I waited so long for this holiday to happen that now that it is almost over it's already started to fade into a memory. Even as I sit watching the sun colour the Caribbean with early morning blue I feel a sense of ending.
So what has this holiday taught me and is it meant to teach me anything at all? Surely a holiday is pure enjoyment? Not for me I'm afraid. I'm always looking for the lesson learnt, how I can away with something tangible to remember and seize upon for the future.
When I tally up the financial cost of these two weeks I will worry. On a limited income to spend this much money on fourteen days seems so wrong. I can tell myself that it was 'spare' money, but in truth there is no money to spare. Not really.
For me this has been very real luxury, but for some this is just the norm, beach villas and private launches, just a part of their lifestyle. I'd like to say that I don't envy them. But sadly I do, which just shows how shallow I really am.
I have achieved nothing on this holiday, if anything I have done less than I ever have. No paintings, no great words or thoughts, not even a slight flash of inspiration. I have spent most of it isolated in my own thoughts through choice and habit. I am not the man I once was. Oh, there have been a few flashes of the old me; delight in a shared glimpse of flying fish and sunsets, shared brief smiles and memories, but basically I have been as alone as I am in my backwoods back home. Nobody's fault but my own and my self-prescribed apathy.

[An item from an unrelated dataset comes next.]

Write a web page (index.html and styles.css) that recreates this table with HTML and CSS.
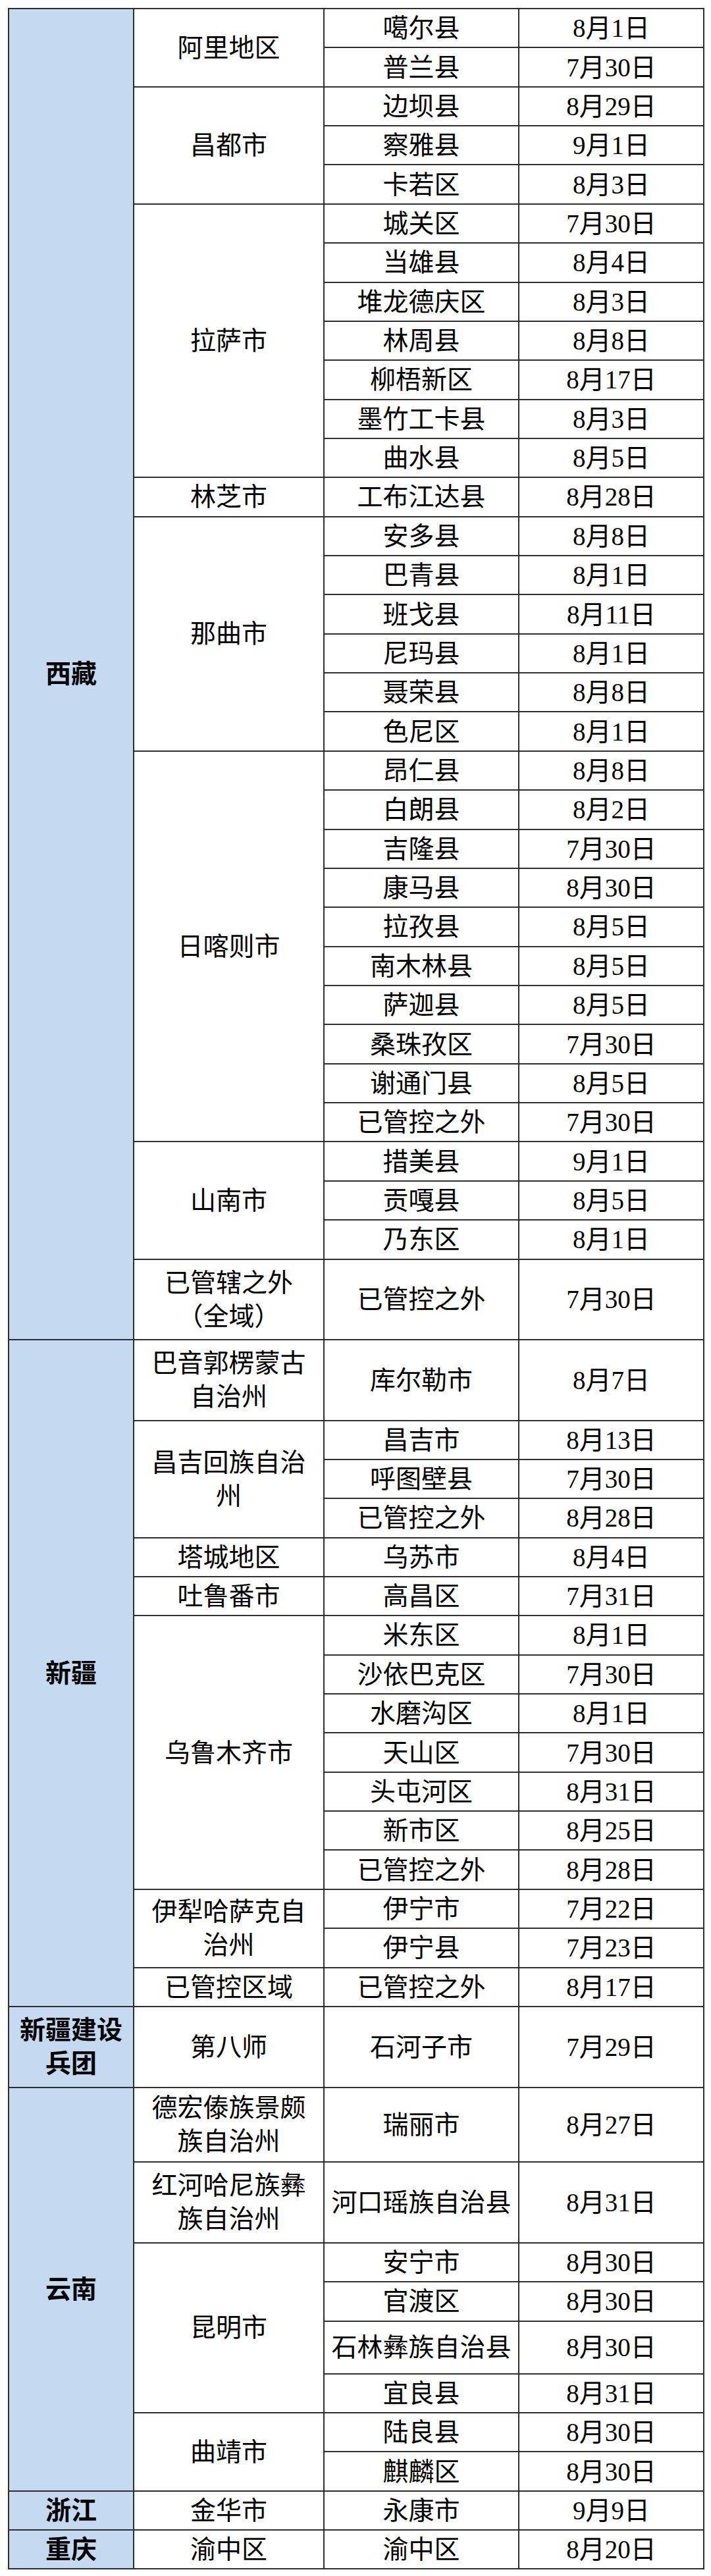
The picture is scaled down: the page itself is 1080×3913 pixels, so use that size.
FILE: index.html
```html
<!DOCTYPE html>
<html lang="zh-CN">
<head>
<meta charset="utf-8">
<title>管控区域解除日期</title>
<link rel="stylesheet" href="styles.css">
</head>
<body>
<table class="sheet">
  <colgroup>
    <col class="c-prov"><col class="c-city"><col class="c-county"><col class="c-date">
  </colgroup>
  <tbody>
    <tr><td class="prov" rowspan="33">西藏</td><td rowspan="2">阿里地区</td><td>噶尔县</td><td>8月1日</td></tr>
    <tr><td>普兰县</td><td>7月30日</td></tr>
    <tr><td rowspan="3">昌都市</td><td>边坝县</td><td>8月29日</td></tr>
    <tr><td>察雅县</td><td>9月1日</td></tr>
    <tr><td>卡若区</td><td>8月3日</td></tr>
    <tr><td rowspan="7">拉萨市</td><td>城关区</td><td>7月30日</td></tr>
    <tr><td>当雄县</td><td>8月4日</td></tr>
    <tr><td>堆龙德庆区</td><td>8月3日</td></tr>
    <tr><td>林周县</td><td>8月8日</td></tr>
    <tr><td>柳梧新区</td><td>8月17日</td></tr>
    <tr><td>墨竹工卡县</td><td>8月3日</td></tr>
    <tr><td>曲水县</td><td>8月5日</td></tr>
    <tr><td>林芝市</td><td>工布江达县</td><td>8月28日</td></tr>
    <tr><td rowspan="6">那曲市</td><td>安多县</td><td>8月8日</td></tr>
    <tr><td>巴青县</td><td>8月1日</td></tr>
    <tr><td>班戈县</td><td>8月11日</td></tr>
    <tr><td>尼玛县</td><td>8月1日</td></tr>
    <tr><td>聂荣县</td><td>8月8日</td></tr>
    <tr><td>色尼区</td><td>8月1日</td></tr>
    <tr><td rowspan="10">日喀则市</td><td>昂仁县</td><td>8月8日</td></tr>
    <tr><td>白朗县</td><td>8月2日</td></tr>
    <tr><td>吉隆县</td><td>7月30日</td></tr>
    <tr><td>康马县</td><td>8月30日</td></tr>
    <tr><td>拉孜县</td><td>8月5日</td></tr>
    <tr><td>南木林县</td><td>8月5日</td></tr>
    <tr><td>萨迦县</td><td>8月5日</td></tr>
    <tr><td>桑珠孜区</td><td>7月30日</td></tr>
    <tr><td>谢通门县</td><td>8月5日</td></tr>
    <tr><td>已管控之外</td><td>7月30日</td></tr>
    <tr><td rowspan="3">山南市</td><td>措美县</td><td>9月1日</td></tr>
    <tr><td>贡嘎县</td><td>8月5日</td></tr>
    <tr><td>乃东区</td><td>8月1日</td></tr>
    <tr class="tall"><td class="name">已管辖之外（全域）</td><td>已管控之外</td><td>7月30日</td></tr>

    <tr class="tall2"><td class="prov" rowspan="16">新疆</td><td class="name">巴音郭楞蒙古自治州</td><td>库尔勒市</td><td>8月7日</td></tr>
    <tr><td class="name" rowspan="3">昌吉回族自治州</td><td>昌吉市</td><td>8月13日</td></tr>
    <tr><td>呼图壁县</td><td>7月30日</td></tr>
    <tr><td>已管控之外</td><td>8月28日</td></tr>
    <tr><td>塔城地区</td><td>乌苏市</td><td>8月4日</td></tr>
    <tr><td>吐鲁番市</td><td>高昌区</td><td>7月31日</td></tr>
    <tr><td rowspan="7">乌鲁木齐市</td><td>米东区</td><td>8月1日</td></tr>
    <tr><td>沙依巴克区</td><td>7月30日</td></tr>
    <tr><td>水磨沟区</td><td>8月1日</td></tr>
    <tr><td>天山区</td><td>7月30日</td></tr>
    <tr><td>头屯河区</td><td>8月31日</td></tr>
    <tr><td>新市区</td><td>8月25日</td></tr>
    <tr><td>已管控之外</td><td>8月28日</td></tr>
    <tr><td class="name" rowspan="2">伊犁哈萨克自治州</td><td>伊宁市</td><td>7月22日</td></tr>
    <tr><td>伊宁县</td><td>7月23日</td></tr>
    <tr><td>已管控区域</td><td>已管控之外</td><td>8月17日</td></tr>

    <tr class="tall2"><td class="prov">新疆建设兵团</td><td>第八师</td><td>石河子市</td><td>7月29日</td></tr>

    <tr class="tall3"><td class="prov" rowspan="8">云南</td><td class="name">德宏傣族景颇族自治州</td><td>瑞丽市</td><td>8月27日</td></tr>
    <tr class="tall2"><td class="name">红河哈尼族彝族自治州</td><td>河口瑶族自治县</td><td>8月31日</td></tr>
    <tr><td rowspan="4">昆明市</td><td>安宁市</td><td>8月30日</td></tr>
    <tr><td>官渡区</td><td>8月30日</td></tr>
    <tr class="mid"><td>石林彝族自治县</td><td>8月30日</td></tr>
    <tr><td>宜良县</td><td>8月31日</td></tr>
    <tr><td rowspan="2">曲靖市</td><td>陆良县</td><td>8月30日</td></tr>
    <tr><td>麒麟区</td><td>8月30日</td></tr>

    <tr><td class="prov">浙江</td><td>金华市</td><td>永康市</td><td>9月9日</td></tr>
    <tr><td class="prov">重庆</td><td>渝中区</td><td>渝中区</td><td>8月20日</td></tr>
  </tbody>
</table>
</body>
</html>
```

FILE: styles.css
```css
html, body {
  margin: 0;
  padding: 0;
  background: #ffffff;
}

body {
  padding: 12px;
}

.sheet {
  border-collapse: collapse;
  table-layout: fixed;
  width: 1056px;
  font-family: "Liberation Serif", "Noto Sans CJK SC", serif;
  font-size: 39px;
  line-height: 51px;
  color: #000000;
}

.c-prov { width: 190px; }
.c-city { width: 289px; }
.c-county { width: 296px; }
.c-date { width: 281px; }

.sheet td {
  border: 2px solid #2e2e2e;
  text-align: center;
  vertical-align: middle;
  padding: 0 2px;
  height: 59.36px;
  box-sizing: border-box;
  white-space: nowrap;
}

.sheet td.name {
  white-space: normal;
  padding: 0 14px;
}

.sheet td.prov {
  background: #c5d9f1;
  font-weight: bold;
  white-space: normal;
  padding: 0 8px;
}

.sheet tr.tall td { height: 122px; }
.sheet tr.tall2 td { height: 123px; }
.sheet tr.tall3 td { height: 113px; }
.sheet tr.mid td { height: 80px; }
```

On the plus side, we have only shouted at each other about my terrible map reading, my navigation has been really appalling. I took up the license to drive, but have let Gaynor do it all. To be honest I was simply too scared of the automatic and the roads. Pathetic really.
I have seen some great sights, watched new creatures, swam in the sea. But basically I have drunk rum and tried to forgot that I have to go back. I was hoping that my early morning dips in the Caribbean would wash in a new me. But I don't think they have.
I have coped better with my knees, back and ankles than I expected and probably feel better physically than I have in years. I still feel more than my age though and it has stopped me doing some things that I wanted to do again. I should have swam with the turtles again, but the boat's ladder and struggling was too much in my mind. Now I know I should have tried, but didn't. What have I become? Sorry Holly, I let you down on a promise again.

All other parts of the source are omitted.